¡Tengo un magún!, dije en medio de la noche lavagnesa.
Me sorprendió tanto que saliera de mi boca esa expresión que, con magún y todo, me incorporé sobre la cama, prendí la luz del velador y me quedé inmóvil unos cuantos segundos.
Qué raro, susurré. De chica se la escuchaba decir a mi abuela cuando andaba preocupada y con el ceño fruncido.
De inmediato agarré el celular y googleé, sin mucha certeza acerca de lo que hacía. ¿Era magún? ¿Magum? ¿Magú? “Tengo un magún”, escribí.
Qué extraño lo que sucede con algunas voces que escuchamos infinidad de veces en la infancia y que asociamos a una manera de estar o a un pequeño racimo de emociones y de las que nunca nos hacemos preguntas.
Es tanto lo que sabemos sin saber.
Cuando mi abuela decía que tenía un magún yo sabía que eso no era bueno porque ese día no habría tarareos en la cocina o en la sala de coser, tampoco habría cuentos a la hora de la siesta en el camastro ubicado en la esquina de la misma sala sobre el que un tragaluz nos iluminaba il pensiero.
Mi abuela Ada, la de la costura, la de la memoria ida, la de los ojos titilantes, la de los ñoquis, la que no me va a dar la ciudadanía legal porque el trámite es por vía paterna, se me presenta en medio de la noche italiana.
Lavagna es una pequeña ciudad que bordea el fiume Entella en su costa este.

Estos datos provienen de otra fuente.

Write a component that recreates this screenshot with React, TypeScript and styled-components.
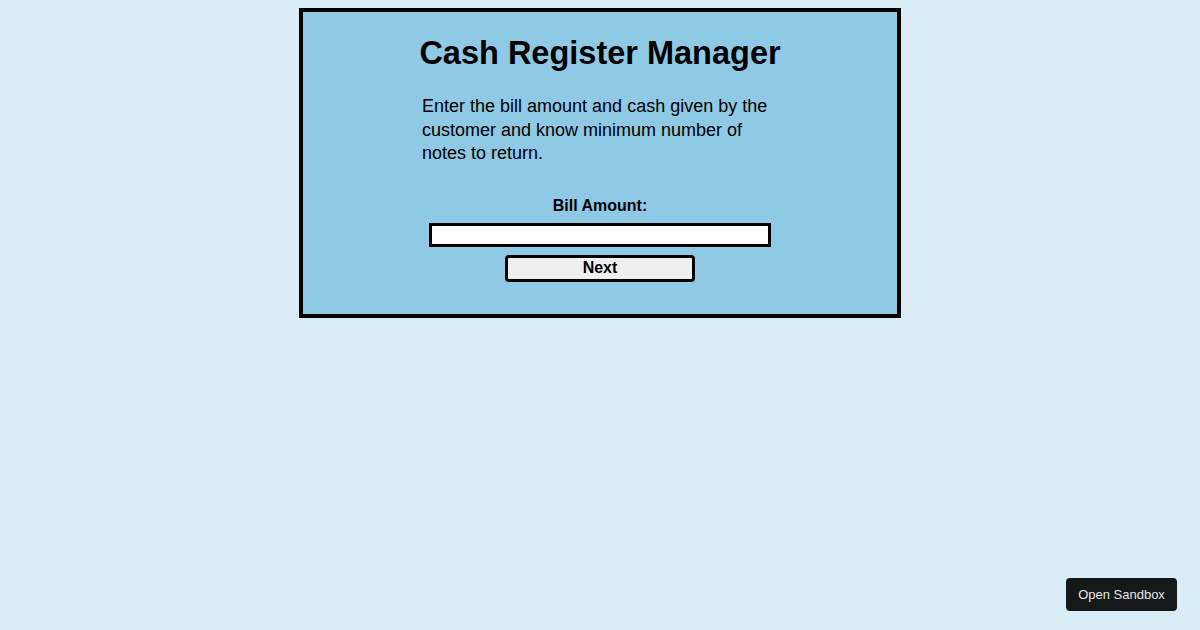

Del otro lado del río se emplaza Chiavari, más grande, más vistosa: una típica ciudad turística del centro de la región de Liguria, cuya capital es Génova. Tiene mar, tiene río, tiene montañas.
Ambas ciudades hubieran sido indistinguibles para mi mirada novata si no hubiera sido por el río que las separa y porque, con un par de caminatas, se cae en la cuenta de la existencia de un espíritu diverso en cada costa.
Lavagna es pequeña, acogedora. La casa que alquilamos no mira al mar, pero sí al río que nos recibió marrón y desbocado, había allerta rossa la noche que llegamos, y que cuando recuperó su cauce adquirió el color verde que solemos ver en las fotos de viajes, que de tan verdes parecen retocadas.
Verdes como los ojos de mi mamá, que también decía que tenía un magún cuando andaba angustiada.
Mi bisabuelo Gioacchino y mi bisabuela Vittoria, por parte de mi papá, son de la región de Ancona, en la costa este de Italia. Vinimos a parar cerca de Génova, en la costa opuesta, porque para obtener la ciudadanía lo importante es la agilidad de las comunas, no la localización de los antepasados y, en lugares más pequeños, hay más chances de que eso ocurra.
Busco la distribución del apellido de mi abuela materna en Italia. Piemote y Liguria. Génova. Las antepasadas de mi abuela eran de esta zona a la que fortuitamente vine a caer en búsqueda de un papel que dirá algo acerca de las migraciones cruzadas y forzadas.
A un lado y al otro del océano la idea de una vida mejor, la dificultad con el idioma y la presencia, sin embargo, de una lengua común: el río del inconsciente aflora en la noche extranjera.
Tener un magún, dice Christián Carman, “no es una angustia cualquiera. Es, todavía hoy, un eco lejano del dolor que sintieron antepasados, unas noventa generaciones atrás, cuando vieron destruida su ciudad”.
Y explica que: “Cerca del 200 a.C. los romanos y los cartagineses se enfrentaron en una guerra feroz. Aníbal, el Terrible, comandaba las tropas cartaginesas. Hacía quince años que resistía en las afueras de Roma, pero no lograban entrar. Entonces, su hermano decidió ir en su ayuda y una tarde del verano del 205 a.C., desembarcó con doce mil infantes y dos mil caballeros a bordo de unas treinta naves en el puerto de Génova, que apoyaba a Roma. Los genoveses no estaban preparados. Fue una masacre. La ciudad quedó destruida en pocos días. El hermano de Aníbal continuó su camino hacia Roma. En Génova, sólo quedaron algunas mujeres con sus niños que, llorando entre el fuego y los escombros, empezaron a reconstruir la ciudad. El hermano de Aníbal se llamaba Magone, Magón, o Magún. Tal fue la angustia que produjo que, cuando las mujeres sentían esa sensación de falta de energía vital o de sentido de la vida, empezaron a decir que “tenían un Magún”, ahí, en su pecho, destruyendo su interior”*.
Si fuera un poquito mística diría algo acerca de la tana ancestral o de la bruja que hay en mí.
Sólo siento que mi abuela habló en mí y me produjo un llanto amable que me permitió dormir sin sobresaltos y que me hizo soñar con océanos de aire y mar que cruzan tierras siempre extranjeras.
31 de enero de 2025, Lavagna, Génova, Italia.